Tragiche. Lo dico con la morte nel cuore: quant’è bello lavorare all’estero! Qui le tentano tutte per metterti i bastoni fra le ruote. E guardi che durante i 100 giorni di lavoro per riaprire il Luna park di Coney Island ho avuto 200 ispezioni dei funzionari del Building department, che hanno controllato persino le brugole. Mi fanno ridere i miei colleghi della Confindustria quando mi spiegano che per il nostro settore stanno «facendo tanto». Tanto cosa? Ma svegliatevi, per favore, invece di pensare solo alla carega.
La filosofia costruttiva delle sue attrazioni qual è? Osare sempre di più?

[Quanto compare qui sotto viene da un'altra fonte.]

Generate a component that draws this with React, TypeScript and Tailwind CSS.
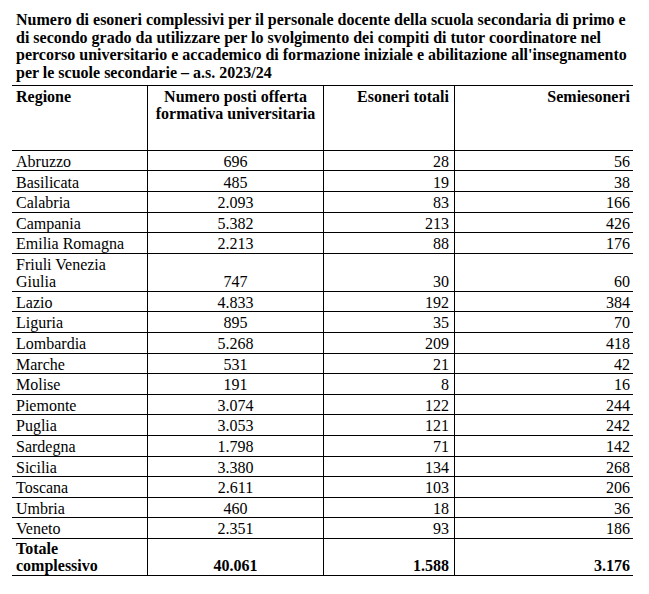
const rows: { regione: string[]; posti: string; esoneri: string; semi: string }[] = [
  { regione: ["Abruzzo"], posti: "696", esoneri: "28", semi: "56" },
  { regione: ["Basilicata"], posti: "485", esoneri: "19", semi: "38" },
  { regione: ["Calabria"], posti: "2.093", esoneri: "83", semi: "166" },
  { regione: ["Campania"], posti: "5.382", esoneri: "213", semi: "426" },
  { regione: ["Emilia Romagna"], posti: "2.213", esoneri: "88", semi: "176" },
  { regione: ["Friuli Venezia", "Giulia"], posti: "747", esoneri: "30", semi: "60" },
  { regione: ["Lazio"], posti: "4.833", esoneri: "192", semi: "384" },
  { regione: ["Liguria"], posti: "895", esoneri: "35", semi: "70" },
  { regione: ["Lombardia"], posti: "5.268", esoneri: "209", semi: "418" },
  { regione: ["Marche"], posti: "531", esoneri: "21", semi: "42" },
  { regione: ["Molise"], posti: "191", esoneri: "8", semi: "16" },
  { regione: ["Piemonte"], posti: "3.074", esoneri: "122", semi: "244" },
  { regione: ["Puglia"], posti: "3.053", esoneri: "121", semi: "242" },
  { regione: ["Sardegna"], posti: "1.798", esoneri: "71", semi: "142" },
  { regione: ["Sicilia"], posti: "3.380", esoneri: "134", semi: "268" },
  { regione: ["Toscana"], posti: "2.611", esoneri: "103", semi: "206" },
  { regione: ["Umbria"], posti: "460", esoneri: "18", semi: "36" },
  { regione: ["Veneto"], posti: "2.351", esoneri: "93", semi: "186" },
];

const grid = "grid grid-cols-[136px_176px_131px_178px] border-b border-black";

type RowProps = {
  regione: string[];
  posti: string;
  esoneri: string;
  semi: string;
  height: string;
  bold?: boolean;
};

function DataRow({ regione, posti, esoneri, semi, height, bold }: RowProps) {
  return (
    <div className={`${grid} ${height} ${bold ? "font-bold" : ""}`}>
      <div className="flex flex-col justify-end border-r border-black pl-1">
        {regione.map((r) => (
          <span key={r}>{r}</span>
        ))}
      </div>
      <div className="flex items-end justify-center border-r border-black">{posti}</div>
      <div className="flex items-end justify-end border-r border-black pr-[5px]">{esoneri}</div>
      <div className="flex items-end justify-end pr-[3px]">{semi}</div>
    </div>
  );
}

export default function App() {
  return (
    <div className="h-[594px] w-[649px] bg-white font-[family-name:Liberation_Serif,serif] text-[16px] leading-[17.5px] text-black">
      <div className="pl-4 pt-[11px] font-bold leading-[17.7px]">
        <div className="whitespace-nowrap">
          Numero di esoneri complessivi per il personale docente della scuola secondaria di primo e
        </div>
        <div className="whitespace-nowrap">
          di secondo grado da utilizzare per lo svolgimento dei compiti di tutor coordinatore nel
        </div>
        <div className="whitespace-nowrap">
          percorso universitario e accademico di formazione iniziale e abilitazione all'insegnamento
        </div>
        <div className="whitespace-nowrap">per le scuole secondarie – a.s. 2023/24</div>
      </div>

      <div className="ml-3 mt-[3px] w-[621px] border-t border-black">
        <div className={`${grid} h-[65px] font-bold`}>
          <div className="border-r border-black pl-1 pt-[2px]">Regione</div>
          <div className="border-r border-black pt-[2px] text-center">
            Numero posti offerta
            <br />
            formativa universitaria
          </div>
          <div className="border-r border-black pr-[5px] pt-[2px] text-right">Esoneri totali</div>
          <div className="pr-[3px] pt-[2px] text-right">Semiesoneri</div>
        </div>

        {rows.map((row) => (
          <DataRow
            key={row.regione.join(" ")}
            {...row}
            height={row.regione.length > 1 ? "h-[38px]" : "h-[20.6px]"}
          />
        ))}

        <DataRow
          regione={["Totale", "complessivo"]}
          posti="40.061"
          esoneri="1.588"
          semi="3.176"
          height="h-[37px]"
          bold
        />
      </div>
    </div>
  );
}
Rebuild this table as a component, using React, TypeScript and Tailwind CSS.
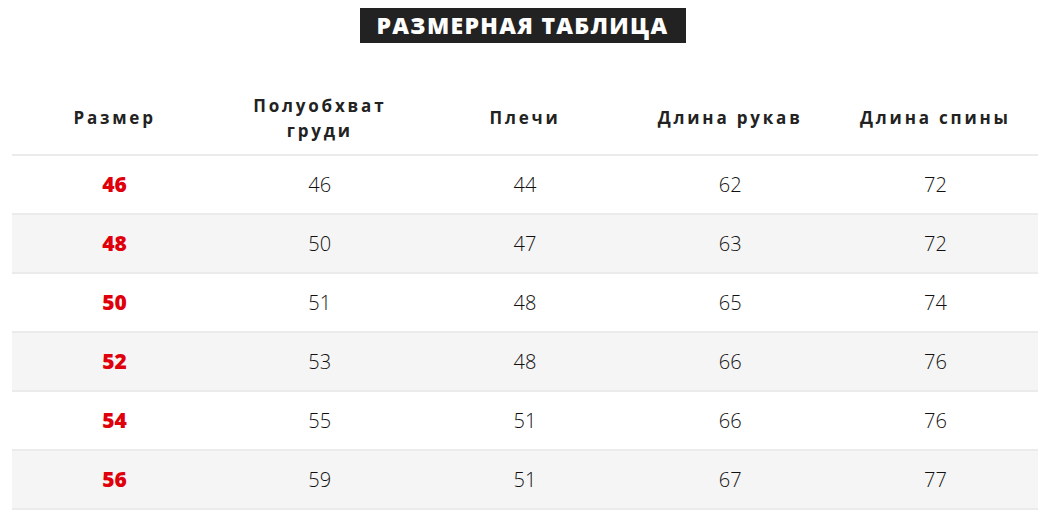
const headers = ["Размер", "Полуобхват груди", "Плечи", "Длина рукав", "Длина спины"];

const rows = [
  ["46", "46", "44", "62", "72"],
  ["48", "50", "47", "63", "72"],
  ["50", "51", "48", "65", "74"],
  ["52", "53", "48", "66", "76"],
  ["54", "55", "51", "66", "76"],
  ["56", "59", "51", "67", "77"],
];

export default function App() {
  return (
    <div className="min-h-screen bg-white font-['Open_Sans',sans-serif] text-[#222]">
      <div className="flex justify-center pt-2 pl-[5px]">
        <h2 className="bg-[#222] pl-[17px] pr-[18px] h-[35px] flex items-center text-[23px] font-extrabold tracking-[1.3px] text-white uppercase">
          Размерная таблица
        </h2>
      </div>

      <div className="ml-3 mr-[3px] mt-[36px]">
        <div className="grid grid-cols-5 border-b-2 border-[#ebebeb] h-[77px] items-center pt-[2px]">
          {headers.map((h) => (
            <div key={h} className="flex justify-center">
              <span className="block text-center text-[17px] leading-[25px] font-bold tracking-[2.8px] max-w-[160px]">{h}</span>
            </div>
          ))}
        </div>
        {rows.map((r, i) => (
          <div key={r[0]} className={`grid grid-cols-5 h-[59px] items-center border-b-2 border-[#ebebeb] ${i % 2 ? "bg-[#f5f5f5]" : "bg-white"}`}>
            {r.map((v, j) => (
              <div key={j} className={`text-center text-[20px] ${j === 0 ? "font-extrabold text-[21px] text-[#e0000b]" : "font-light text-[#111]"}`}>
                {v}
              </div>
            ))}
          </div>
        ))}
      </div>
    </div>
  );
}
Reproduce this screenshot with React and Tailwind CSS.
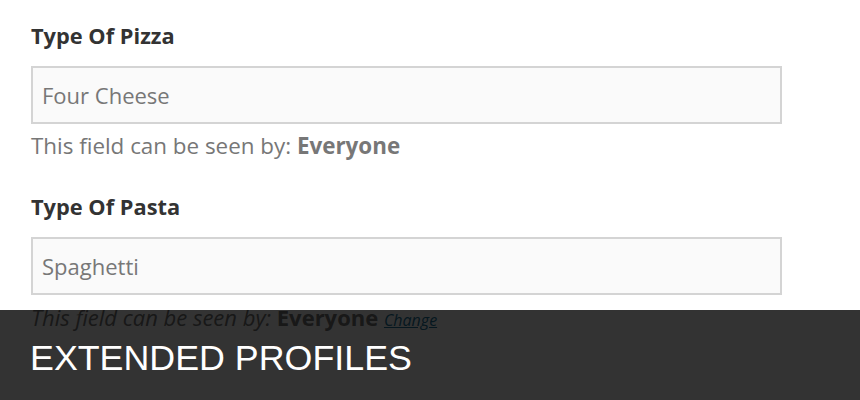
export default function App() {
  const font = { fontFamily: '"Open Sans", "Noto Sans", sans-serif' };
  return (
    <div className="relative w-[860px] h-[400px] overflow-hidden bg-white" style={font}>
      <div className="pl-[31px] pr-[78px] pt-[21px] flex flex-col">
        <div className="text-[21.8px] leading-[30px] font-bold text-[#333]">Type Of Pizza</div>
        <div className="mt-[15px] h-[58px] border-2 border-[#d4d4d4] bg-[#fafafa] flex items-center pl-[9px] text-[22px] text-[#777]">
          Four Cheese
        </div>
        <div className="mt-[7px] text-[22.4px] leading-[30px] text-[#777]">
          This field can be seen by: <span className="font-bold">Everyone</span>
        </div>
        <div className="mt-[31px] text-[21.8px] leading-[30px] font-bold text-[#333]">Type Of Pasta</div>
        <div className="mt-[15px] h-[58px] border-2 border-[#d4d4d4] bg-[#fafafa] flex items-center pl-[9px] text-[22px] text-[#777]">
          Spaghetti
        </div>
        <div className="mt-[7px] text-[22px] leading-[30px] text-[#777] italic">
          This field can be seen by: <span className="font-bold not-italic">Everyone</span>{' '}
          <a className="text-[16px] underline text-[#21759b]">Change</a>
        </div>
      </div>
      <div className="absolute left-0 right-0 top-[310px] h-[90px] bg-black/80 pl-[30px] pt-[26px]">
        <div className="text-white text-[35.8px] leading-[44px]" style={{ fontFamily: '"Liberation Sans", Arial, sans-serif' }}>
          EXTENDED PROFILES
        </div>
      </div>
    </div>
  );
}
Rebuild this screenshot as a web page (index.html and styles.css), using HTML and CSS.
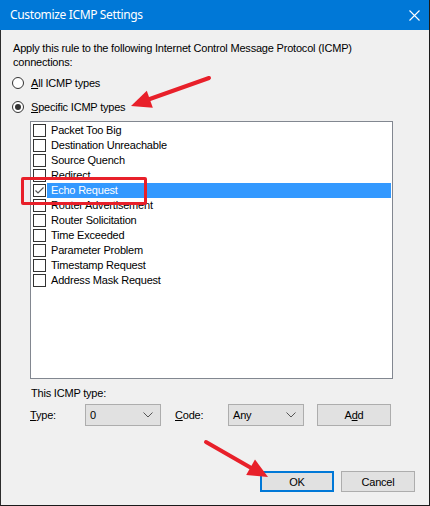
FILE: index.html
```html
<!DOCTYPE html>
<html>
<head>
<meta charset="utf-8">
<link rel="stylesheet" href="styles.css">
</head>
<body>
<div class="window">
  <div class="titlebar">
    <span class="title">Customize ICMP Settings</span>
    <svg class="close" width="11" height="11" viewBox="0 0 11 11"><path d="M0.5 0.5 L10.5 10.5 M10.5 0.5 L0.5 10.5" stroke="#fff" stroke-width="1.1" fill="none"/></svg>
  </div>
  <div class="content">
    <p class="desc">Apply this rule to the following Internet Control Message Protocol (ICMP) connections:</p>
    <div class="radio-row"><span class="radio"></span><span><u>A</u>ll ICMP types</span></div>
    <div class="radio-row second"><span class="radio checked"></span><span><u>S</u>pecific ICMP types</span></div>
    <div class="listbox">
      <div class="item"><span class="cb"></span><span class="label">Packet Too Big</span></div>
      <div class="item"><span class="cb"></span><span class="label">Destination Unreachable</span></div>
      <div class="item"><span class="cb"></span><span class="label">Source Quench</span></div>
      <div class="item"><span class="cb"></span><span class="label">Redirect</span></div>
      <div class="item selected"><span class="cb checked"><svg width="11" height="11" viewBox="0 0 11 11"><path d="M1.5 5.5 L4 8 L9.5 2.5" stroke="#555" stroke-width="1.2" fill="none"/></svg></span><span class="label">Echo Request</span></div>
      <div class="item"><span class="cb"></span><span class="label">Router Advertisement</span></div>
      <div class="item"><span class="cb"></span><span class="label">Router Solicitation</span></div>
      <div class="item"><span class="cb"></span><span class="label">Time Exceeded</span></div>
      <div class="item"><span class="cb"></span><span class="label">Parameter Problem</span></div>
      <div class="item"><span class="cb"></span><span class="label">Timestamp Request</span></div>
      <div class="item"><span class="cb"></span><span class="label">Address Mask Request</span></div>
    </div>
    <div class="type-caption">This ICMP type:</div>
    <div class="type-row">
      <span class="field-label"><u>T</u>ype:</span>
      <div class="combo"><span>0</span><svg width="10" height="6" viewBox="0 0 10 6"><path d="M0.5 0.5 L5 5 L9.5 0.5" stroke="#555" stroke-width="1" fill="none"/></svg></div>
      <span class="field-label code"><u>C</u>ode:</span>
      <div class="combo"><span>Any</span><svg width="10" height="6" viewBox="0 0 10 6"><path d="M0.5 0.5 L5 5 L9.5 0.5" stroke="#555" stroke-width="1" fill="none"/></svg></div>
      <div class="btn add">A<u>d</u>d</div>
    </div>
    <div class="footer">
      <div class="btn ok">OK</div>
      <div class="btn cancel">Cancel</div>
    </div>
  </div>
  <div class="highlight-box"></div>
  <svg class="annot" width="430" height="506" viewBox="0 0 430 506">
    <line x1="208" y1="78" x2="146" y2="100" stroke="#e8202a" stroke-width="4" stroke-linecap="round"/>
    <polygon points="130,106 145.8,90.7 151.8,107.7" fill="#e8202a"/>
    <line x1="205" y1="442" x2="252" y2="469" stroke="#e8202a" stroke-width="4" stroke-linecap="round"/>
    <polygon points="267,477 245.2,475 254,459.4" fill="#e8202a"/>
  </svg>
</div>
</body>
</html>
```

FILE: styles.css
```css
html, body {
  margin: 0;
  padding: 0;
}
body {
  width: 430px;
  height: 506px;
  overflow: hidden;
  font-family: "Liberation Sans", Arial, sans-serif;
  font-size: 11px;
  letter-spacing: -0.2px;
  color: #000;
}
.window {
  position: relative;
  width: 430px;
  height: 506px;
  box-sizing: border-box;
  border-left: 1px solid #2c2c2c;
  border-right: 1px solid #1a1a1a;
  border-bottom: 1px solid #1a1a1a;
  background: #f0f0f0;
  display: flex;
  flex-direction: column;
}
.titlebar {
  height: 30px;
  background: #0078d7;
  display: flex;
  align-items: center;
  justify-content: space-between;
  padding: 0 9px 0 10px;
  box-sizing: border-box;
  margin-left: -1px;
}
.title {
  color: #fff;
  font-family: "Noto Sans", "Open Sans", sans-serif;
  font-size: 12px;
  letter-spacing: -0.35px;
  padding-bottom: 1px;
}
.close {
  display: block;
}
.content {
  padding: 11px 0 0 11px;
  display: flex;
  flex-direction: column;
}
.desc {
  margin: 0 0 0 1px;
  line-height: 14px;
  width: 360px;
}
.radio-row {
  display: flex;
  align-items: center;
  height: 14px;
  margin-top: 7px;
}
.radio-row.second {
  margin-top: 10px;
}
.radio {
  width: 10px;
  height: 10px;
  border: 1px solid #333;
  border-radius: 50%;
  background: #fff;
  margin-right: 7px;
  position: relative;
  flex: none;
}
.radio.checked::after {
  content: "";
  position: absolute;
  left: 2px;
  top: 2px;
  width: 6px;
  height: 6px;
  border-radius: 50%;
  background: #333;
}
.listbox {
  margin-top: 7px;
  margin-left: 18px;
  width: 363px;
  height: 258px;
  box-sizing: border-box;
  border: 1px solid #828790;
  background: #fff;
  padding: 1px 1px 0 2px;
}
.item {
  height: 15px;
  display: flex;
  align-items: center;
}
.cb {
  width: 11px;
  height: 11px;
  border: 1px solid #333;
  background: #fff;
  flex: none;
  display: flex;
  align-items: center;
  justify-content: center;
}
.cb svg {
  display: block;
}
.label {
  flex: 1;
  height: 15px;
  line-height: 15px;
  margin-left: 1px;
  padding-left: 4px;
}
.item.selected .label {
  background: #3399ff;
  color: #fff;
}
.type-caption {
  margin-top: 8px;
  margin-left: 19px;
  line-height: 13px;
}
.type-row {
  margin-top: 4px;
  margin-left: 18px;
  display: flex;
  align-items: center;
  height: 22px;
}
.field-label {
  width: 55px;
  flex: none;
}
.field-label.code {
  margin-left: 14px;
  width: 53px;
}
.combo {
  width: 76px;
  height: 22px;
  box-sizing: border-box;
  border: 1px solid #adadad;
  background: #e1e1e1;
  display: flex;
  align-items: center;
  justify-content: space-between;
  padding: 0 7px 0 4px;
  flex: none;
}
.combo svg {
  display: block;
}
.btn {
  height: 21px;
  width: 74px;
  box-sizing: border-box;
  border: 1px solid #adadad;
  background: #e1e1e1;
  display: flex;
  align-items: center;
  justify-content: center;
  flex: none;
}
.add {
  margin-left: 13px;
  height: 22px;
}
.footer {
  margin-top: 45px;
  display: flex;
  justify-content: flex-end;
  gap: 7px;
  padding-right: 14px;
}
.ok {
  border: 2px solid #0078d7;
}
.highlight-box {
  position: absolute;
  left: 20px;
  top: 177px;
  width: 126px;
  height: 28px;
  box-sizing: border-box;
  border: 3px solid #e8202a;
  border-radius: 2px;
}
.annot {
  position: absolute;
  left: 0;
  top: 0;
  pointer-events: none;
}
```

No, regalare un’esperienza felice. Fantastica, adrenalinica, sensoriale o anche solo cromatica, ambientale ed estetica. La magnificenza del mondo si è arricchita di una bellezza nuova: la bellezza della velocità. È scritto nel Manifesto del futurismo, anno 1909. La Zamperla è velocità orizzontale, verticale, obliqua, circolare, sottosopra. Siamo costruttori di emozioni forti.
Ma il pubblico che cosa cerca nelle montagne russe? Una sfida con la morte?
Semmai vuol vincere la paura della morte.
A questo mondo tutto può capitare e tutto si può guastare. Non teme un disastro? Non sente il peso della responsabilità mentre spedisce in orbita migliaia di persone tutti i giorni?
Lo sento eccome. Per chi è lassù e per chi sta a terra. La sicurezza del passeggero è il nostro primo obiettivo.
Ha fatto eseguire qualche studio medico sulle conseguenze a livello cardiocircolatorio e cerebrale provocate dai repentini capovolgimenti del corpo umano?
Le dico di più: ho ottenuto la collaborazione della Nasa. Perché non c’è medico al mondo che sappia quale sia l’accelerazione che il cuore e il cervello possono sopportare. Sono stato il primo a rivolgermi all’ente spaziale statunitense. Ci ho messo un po’ a spiegargli che non era mia intenzione entrare in concorrenza. Mi hanno consegnato gli studi compiuti sugli astronauti. E da quelli partiamo nel progettare le attrazioni.
Ma lei ci sale volentieri?
Molto. Altrimenti come farei a venderle ai clienti?
A stomaco pieno o a stomaco vuoto?
Non ci ho mai pensato. Forse è meglio a stomaco pieno.